Aim for three to six months’ worth of living expenses in a high-yield savings account or money market account. This fund should be easily accessible, so you don’t have to touch your investments unless absolutely necessary.

4. Rebalance Your Portfolio Regularly

Economic conditions change over time, and so should your portfolio. Rebalancing means adjusting the mix of assets in your portfolio to maintain your desired risk level. Over time, certain investments may perform better than others, causing your portfolio to become unbalanced.

When to Rebalance?

Aim to review your portfolio at least once a year, or whenever there’s a significant change in the market or in your personal financial situation. If one asset class (like stocks) has significantly outperformed, you may want to sell some of those investments and buy more of another asset class (like bonds) to keep your risk levels in check.

5. Stay Calm and Avoid Emotional Investing

Finally, one of the most important steps in building a resilient portfolio is to keep your emotions in check.
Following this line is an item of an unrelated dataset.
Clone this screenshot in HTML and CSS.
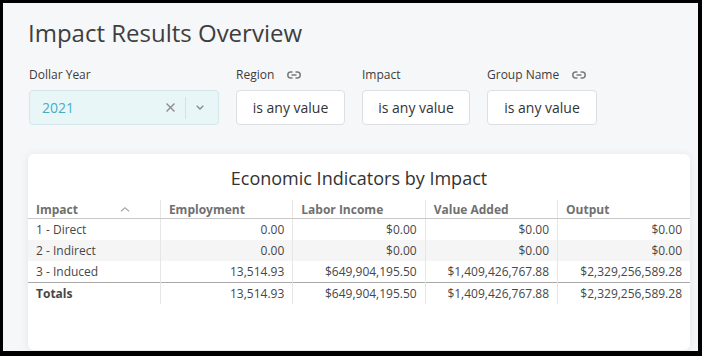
FILE: index.html
```html
<!DOCTYPE html>
<html lang="en">
<head>
    <meta charset="UTF-8">
    <meta name="viewport" content="width=device-width, initial-scale=1.0">
    <title>Impact Results Overview</title>
    <link rel="stylesheet" href="styles.css">
</head>
<body>
    <div class="page">
        <h1 class="title">Impact Results Overview</h1>

        <div class="filters">
            <div class="filter filter-year">
                <div class="filter-label">Dollar Year</div>
                <div class="select">
                    <span class="select-value">2021</span>
                    <svg class="icon-clear" width="9" height="9" viewBox="0 0 9 9">
                        <path d="M0.5 0.5 L8.5 8.5 M8.5 0.5 L0.5 8.5" stroke="#8c8c8c" stroke-width="1.4" fill="none"/>
                    </svg>
                    <span class="select-sep"></span>
                    <svg class="icon-chevron" width="8" height="5" viewBox="0 0 8 5">
                        <path d="M0.7 0.7 L4 4 L7.3 0.7" stroke="#8c8c8c" stroke-width="1.4" fill="none"/>
                    </svg>
                </div>
            </div>
            <div class="filter filter-region">
                <div class="filter-label">Region
                    <svg class="icon-link" width="14" height="8" viewBox="0 0 14 8">
                        <path d="M5.5 1 H3.8 A2.8 2.8 0 0 0 3.8 7 H5.5 M8.5 1 H10.2 A2.8 2.8 0 0 1 10.2 7 H8.5 M4.5 4 H9.5" stroke="#7a7a7a" stroke-width="1.5" fill="none"/>
                    </svg>
                </div>
                <div class="box">is any value</div>
            </div>
            <div class="filter filter-impact">
                <div class="filter-label">Impact</div>
                <div class="box">is any value</div>
            </div>
            <div class="filter filter-group">
                <div class="filter-label">Group Name
                    <svg class="icon-link" width="14" height="8" viewBox="0 0 14 8">
                        <path d="M5.5 1 H3.8 A2.8 2.8 0 0 0 3.8 7 H5.5 M8.5 1 H10.2 A2.8 2.8 0 0 1 10.2 7 H8.5 M4.5 4 H9.5" stroke="#7a7a7a" stroke-width="1.5" fill="none"/>
                    </svg>
                </div>
                <div class="box">is any value</div>
            </div>
        </div>

        <div class="card">
            <div class="card-title">Economic Indicators by Impact</div>
            <table class="grid">
                <thead>
                    <tr>
                        <th class="col-first">Impact
                            <svg class="icon-sort" width="10" height="5" viewBox="0 0 10 5">
                                <path d="M1 4.3 L5 0.8 L9 4.3" stroke="#a8a8a8" stroke-width="1.2" fill="none"/>
                            </svg>
                        </th>
                        <th>Employment</th>
                        <th>Labor Income</th>
                        <th>Value Added</th>
                        <th>Output</th>
                    </tr>
                </thead>
                <tbody>
                    <tr>
                        <td>1 - Direct</td>
                        <td class="num">0.00</td>
                        <td class="num">$0.00</td>
                        <td class="num">$0.00</td>
                        <td class="num">$0.00</td>
                    </tr>
                    <tr class="band">
                        <td>2 - Indirect</td>
                        <td class="num">0.00</td>
                        <td class="num">$0.00</td>
                        <td class="num">$0.00</td>
                        <td class="num">$0.00</td>
                    </tr>
                    <tr>
                        <td>3 - Induced</td>
                        <td class="num">13,514.93</td>
                        <td class="num">$649,904,195.50</td>
                        <td class="num">$1,409,426,767.88</td>
                        <td class="num">$2,329,256,589.28</td>
                    </tr>
                </tbody>
                <tfoot>
                    <tr>
                        <td class="total-label">Totals</td>
                        <td class="num">13,514.93</td>
                        <td class="num">$649,904,195.50</td>
                        <td class="num">$1,409,426,767.88</td>
                        <td class="num">$2,329,256,589.28</td>
                    </tr>
                </tfoot>
            </table>
        </div>
    </div>
</body>
</html>
```

FILE: styles.css
```css
html {
    background: #000;
}
body {
    margin: 0;
    font-family: "Open Sans", Arial, sans-serif;
    color: #333;
}
.page {
    margin: 3px 4px 5px 3px;
    height: 348px;
    box-sizing: border-box;
    background: #f6f7f9;
    padding: 14px 0 0 25px;
}
.title {
    margin: 0;
    font-size: 24px;
    font-weight: 400;
    line-height: 32px;
    color: #3e3e3e;
}
.filters {
    display: flex;
    gap: 17px;
    margin: 18px 0 0 1px;
}
.filter {
    display: flex;
    flex-direction: column;
}
.filter-year {
    width: 190px;
}
.filter-region {
    width: 109px;
}
.filter-impact {
    width: 108px;
}
.filter-group {
    width: 110px;
}
.filter-label {
    font-size: 12px;
    line-height: 16px;
    color: #3c3c3c;
    margin-bottom: 7px;
    display: flex;
    align-items: center;
}
.icon-link {
    margin-left: 13px;
}
.box {
    height: 35px;
    box-sizing: border-box;
    background: #fff;
    border: 1px solid #dedfe2;
    border-radius: 4px;
    font-size: 14px;
    color: #333;
    display: flex;
    align-items: center;
    justify-content: center;
}
.select {
    height: 35px;
    box-sizing: border-box;
    background: #e9f6f8;
    border: 1px solid #d3e7eb;
    border-radius: 4px;
    display: flex;
    align-items: center;
    padding: 0 14px 0 12px;
}
.select-value {
    flex: 1;
    font-size: 14px;
    color: #44afc4;
}
.select-sep {
    width: 1px;
    height: 22px;
    background: #d3e2e5;
    margin: 0 10px;
}
.card {
    margin: 29px 8px 0 0;
    height: 196px;
    background: #fff;
    border-radius: 6px;
    box-shadow: 0 1px 10px rgba(0, 0, 0, 0.08);
    overflow: hidden;
}
.card-title {
    text-align: center;
    font-size: 18px;
    line-height: 24px;
    padding-top: 12px;
    color: #333;
}
.grid {
    width: 100%;
    margin-top: 10px;
    border-collapse: collapse;
    table-layout: fixed;
    font-size: 12px;
}
.grid th, .grid td {
    height: 21px;
    padding: 0 8px;
    border-left: 1px solid #e6e6e6;
    white-space: nowrap;
}
.grid th:first-child, .grid td:first-child {
    border-left: none;
}
.grid th {
    text-align: left;
    font-weight: 700;
    color: #707070;
    height: 18px;
    border-bottom: 1px solid #c8c8c8;
}
.col-first {
    position: relative;
}
.icon-sort {
    position: absolute;
    right: 30px;
    top: 7px;
}
.grid td {
    color: #474747;
}
.grid .num {
    text-align: right;
}
.band td {
    background: #f5f5f5;
}
.grid tfoot td {
    border-top: 1px solid #a8a8a8;
}
.total-label {
    font-weight: 700;
    color: #666;
}
```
Fear and greed can lead to poor investment decisions. During times of uncertainty, it’s easy to panic and sell investments out of fear or chase after risky, high-reward opportunities. However, reacting emotionally can lead to losses.

• Stick to Your Plan: Trust the diversification and long-term strategies you’ve put in place. Stay focused on your long-term financial goals, and don’t let short-term volatility derail your progress.

Building a resilient investment portfolio during economic uncertainty is not about making bold, high-risk moves. Instead, it’s about creating a well-balanced, diversified portfolio that can weather any storm. The key to resilience is patience, preparation, and a steady hand in managing your investments.